In April 1921, a meeting between representatives of the Communist International and Czech and German communists from Czechoslovakia was held in Dresden, at which it was agreed in principle to form a unified Communist Party in the Czechoslovak Republic.

Kreibich represented the Communist Party of Czechoslovakia (German Division) at the third congress of the Communist International, held in Moscow June–July 1921. The dispute between the Šmeral and Kreibich factions was resolved at this meeting, the Comintern instructed that a unified international Communist Party to be formed in Czechoslovakia within three months (which Šmeral had resisted) whilst Kreibich was reprimanded for 'leftist deviations'. During the summer of 1921 local joint international communist organizations emerged around the country, gathering Czech, German and (in the case of Ostrava) Polish communists.
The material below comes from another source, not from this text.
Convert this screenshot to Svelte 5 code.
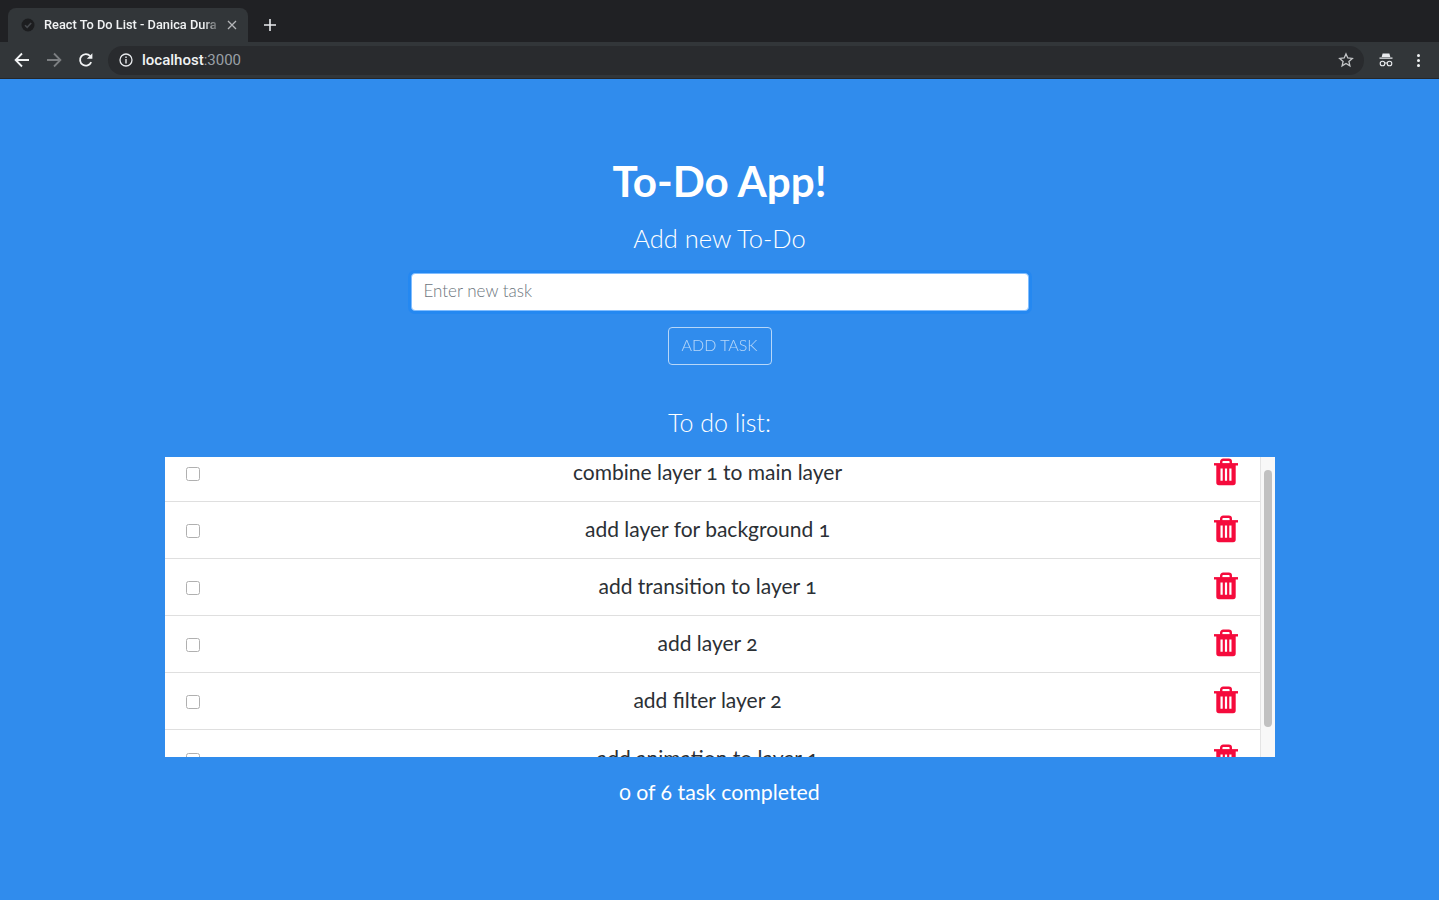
<script>
  const tasks = [
    "combine layer 1 to main layer",
    "add layer for background 1",
    "add transition to layer 1",
    "add layer 2",
    "add filter layer 2",
    "add animation to layer 1"
  ];

  let completed = $state(tasks.map(() => false));
  let done = $derived(completed.filter(Boolean).length);

  function startScrolled(el) {
    el.scrollTop = 12;
  }
</script>

<div class="browser">
  <div class="tabstrip">
    <div class="tab">
      <svg class="favicon" width="16" height="16" viewBox="0 0 16 16">
        <circle cx="8" cy="8" r="6.5" fill="#1c1d1f" />
        <path d="M5 8.2l2.2 2.2L11.2 6" fill="none" stroke="#45484c" stroke-width="1.6" />
      </svg>
      <span class="tab-title">React To Do List - Danica Dura</span>
      <svg class="tab-close" width="10" height="10" viewBox="0 0 10 10">
        <path d="M1 1l8 8M9 1l-8 8" stroke="#b4b6b8" stroke-width="1.3" />
      </svg>
    </div>
    <svg class="new-tab" width="14" height="14" viewBox="0 0 14 14">
      <path d="M7 1v12M1 7h12" stroke="#e8eaed" stroke-width="1.6" />
    </svg>
  </div>
  <div class="toolbar">
    <svg class="nav" width="16" height="16" viewBox="0 0 16 16">
      <path d="M15 8H2M8 1.5L1.6 8 8 14.5" fill="none" stroke="#f1f3f4" stroke-width="1.8" />
    </svg>
    <svg class="nav" width="16" height="16" viewBox="0 0 16 16">
      <path d="M1 8h13M8 1.5L14.4 8 8 14.5" fill="none" stroke="#7c7f82" stroke-width="1.8" />
    </svg>
    <svg class="nav" width="16" height="16" viewBox="0 0 16 16">
      <path d="M13.2 10.2A5.8 5.8 0 1 1 12.2 4" fill="none" stroke="#f1f3f4" stroke-width="1.8" />
      <path d="M14.4 1.2v5.6H8.8z" fill="#f1f3f4" />
    </svg>
    <div class="omnibox">
      <svg class="info" width="14" height="14" viewBox="0 0 14 14">
        <circle cx="7" cy="7" r="6" fill="none" stroke="#e8eaed" stroke-width="1.3" />
        <path d="M7 6v4.4M7 3.4v1.5" stroke="#e8eaed" stroke-width="1.4" />
      </svg>
      <span class="host">localhost</span><span class="port">:3000</span>
      <svg class="star" width="16" height="16" viewBox="0 0 16 16">
        <path d="M8 1.9l1.8 4.1 4.5.4-3.4 3 1 4.4L8 11.5l-3.9 2.3 1-4.4-3.4-3 4.5-.4z" fill="none" stroke="#c4c6c8" stroke-width="1.3" />
      </svg>
    </div>
    <svg class="incognito" width="16" height="16" viewBox="0 0 16 16">
      <path d="M4.6 1.5h6.8l.9 3.4H3.700zM1.500 5.600h13v1.200h-13z" fill="#e8eaed" />
      <circle cx="4.500" cy="11.500" r="2.300" fill="none" stroke="#e8eaed" stroke-width="1.100" />
      <circle cx="11.500" cy="11.500" r="2.300" fill="none" stroke="#e8eaed" stroke-width="1.100" />
      <path d="M6.800 11h2.400" stroke="#e8eaed" stroke-width="1" />
    </svg>
    <div class="menu"><i></i><i></i><i></i></div>
  </div>
</div>

<main class="page">
  <h1>To-Do App!</h1>
  <h2 class="add-title">Add new To-Do</h2>
  <input class="task-input" type="text" placeholder="Enter new task" />
  <button class="add-btn" type="button" disabled>ADD TASK</button>
  <h2 class="list-title">To do list:</h2>
  <div class="list-box">
    <ul class="list" use:startScrolled>
      {#each tasks as task, i}
        <li class="row">
          <input class="check" type="checkbox" bind:checked={completed[i]} />
          <span class="task">{task}</span>
          <svg class="trash" width="26" height="28" viewBox="0 0 26 28">
            <path d="M1 6.300h24" stroke="#f50b3c" stroke-width="2.400" />
            <path d="M8.200 6V3.800a2 2 0 0 1 2-2h5.600a2 2 0 0 1 2 2V6" fill="none" stroke="#f50b3c" stroke-width="2.400" />
            <path d="M3.300 6h19.400v18.600a2.600 2.600 0 0 1-2.600 2.600H5.900a2.600 2.600 0 0 1-2.600-2.600z" fill="#f50b3c" />
            <path d="M8.600 10.500v12.300M13 10.500v12.300M17.400 10.500v12.300" stroke="#fff" stroke-width="2.200" />
          </svg>
        </li>
      {/each}
    </ul>
    <div class="scrollbar"><div class="thumb"></div></div>
  </div>
  <p class="summary">{done} of {tasks.length} task completed</p>
</main>

<style>
  :global(body) {
    background: #308ced;
    font-family: Lato, "Open Sans", sans-serif;
  }
  .browser { background: #323639; font-family: Roboto, "Liberation Sans", sans-serif; }
  .tabstrip {
    height: 42px; background: #202124; display: flex; align-items: flex-end;
    padding-left: 8px; box-sizing: border-box;
  }
  .tab {
    width: 240px; height: 34px; background: #323639; border-radius: 8px 8px 0 0;
    display: flex; align-items: center; padding: 0 11px 0 12px; box-sizing: border-box;
  }
  .favicon { flex: none; margin-right: 8px; }
  .tab-title {
    flex: 1; font-size: 12.8px; font-weight: 500; color: #f1f3f4; white-space: nowrap; overflow: hidden;
    padding-bottom: 2px;
    -webkit-mask-image: linear-gradient(to right, #000 92%, rgba(0, 0, 0, 0.25));
    mask-image: linear-gradient(to right, #000 92%, rgba(0, 0, 0, 0.25));
  }
  .tab-close { flex: none; margin-left: 10px; }
  .new-tab { margin: 0 0 10px 15px; }
  .toolbar {
    height: 36px; border-bottom: 1px solid #25272a; display: flex; align-items: center;
    padding-left: 14px; box-sizing: content-box;
  }
  .nav { flex: none; margin-right: 16px; }
  .omnibox {
    flex: none; width: 1256px; height: 29px; margin-left: -2px; border-radius: 15px; background: #292b2e;
    display: flex; align-items: center; padding: 0 10px 0 11px; box-sizing: border-box; font-size: 15px;
  }
  .info { margin-right: 9px; }
  .host { color: #f1f3f4; font-weight: 500; }
  .port { color: #9aa0a6; }
  .star { margin-left: auto; }
  .incognito { flex: none; margin-left: 14px; }
  .menu { display: flex; flex-direction: column; gap: 2px; margin-left: 23px; }
  .menu i { width: 3px; height: 3px; background: #f1f3f4; border-radius: 50%; }

  .page {
    display: flex; flex-direction: column; align-items: center; color: #fff;
    min-height: 821px; box-sizing: border-box; padding-top: 78px;
  }
  h1 { margin: 0; font-size: 42.2px; line-height: 48px; font-weight: 700; }
  h2 { margin: 0; line-height: 29px; font-weight: 300; }
  .add-title { margin-top: 19px; font-size: 25.5px; }
  .task-input {
    margin-top: 20px; width: 618px; height: 38px; box-sizing: border-box; padding: 4px 12px 8px;
    border: 1px solid #80bdff; border-radius: 4px; background: #fff; font: inherit; font-size: 17px;
    font-weight: 300; box-shadow: 0 0 0 3px rgba(0, 123, 255, 0.25); outline: none; color: #495057;
  }
  .task-input::placeholder { color: #6c757d; opacity: 1; }
  .add-btn {
    margin-top: 16px; width: 104px; height: 38px; box-sizing: border-box; background: transparent;
    border: 1px solid #fff; border-radius: 4px; color: #fff; font: inherit; font-size: 16px; font-weight: 300;
    opacity: 0.65; padding: 0 0 4px;
  }
  .list-title { margin-top: 43px; font-size: 25px; }
  .list-box { display: flex; margin-top: 20px; width: 1110px; height: 300px; background: #fff; }
  .list {
    flex: 1; list-style: none; margin: 0; padding: 0; height: 300px;
    overflow: hidden; color: #212529;
  }
  .scrollbar {
    flex: none; width: 15px; box-sizing: border-box; background: #f8f8f8; border-left: 1px solid #e4e4e4;
    padding: 13px 3px 0 3px;
  }
  .thumb { height: 257px; background: #c1c1c1; border-radius: 4px; }
  .row {
    height: 57px; box-sizing: border-box; border-bottom: 1px solid #dfdfdf; display: flex; align-items: center;
    padding: 0 21px; position: relative;
  }
  .row:last-child { border-bottom: 0; }
  .check { width: 14px; height: 14px; margin: 2px 0 0; flex: none; appearance: none; background: #fff; border: 1px solid #b0b0b0; border-radius: 2.500px; }
  .check:checked { background: #0075ff; border-color: #0075ff; }
  .task { flex: 1; text-align: center; font-size: 21px; font-weight: 400; margin: 0 2px 3px 5px; font-variant-numeric: oldstyle-nums; color: #2b3035; }
  .trash { flex: none; margin-bottom: 2px; }
  .summary { margin: 20px 0 0; font-size: 21.3px; line-height: 30px; font-weight: 400; font-variant-numeric: oldstyle-nums; }
</style>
A unification party conference, merging the Communist Party of Czechoslovakia and the Communist Party of Czechoslovakia (German Division), was held between October 30, 1921, and November 4, 1921. Šmeral and Kreibich were the main speakers at the event. All 169 delegates at the conference voted in favour of a unified Communist Party, without any distinction of nationality.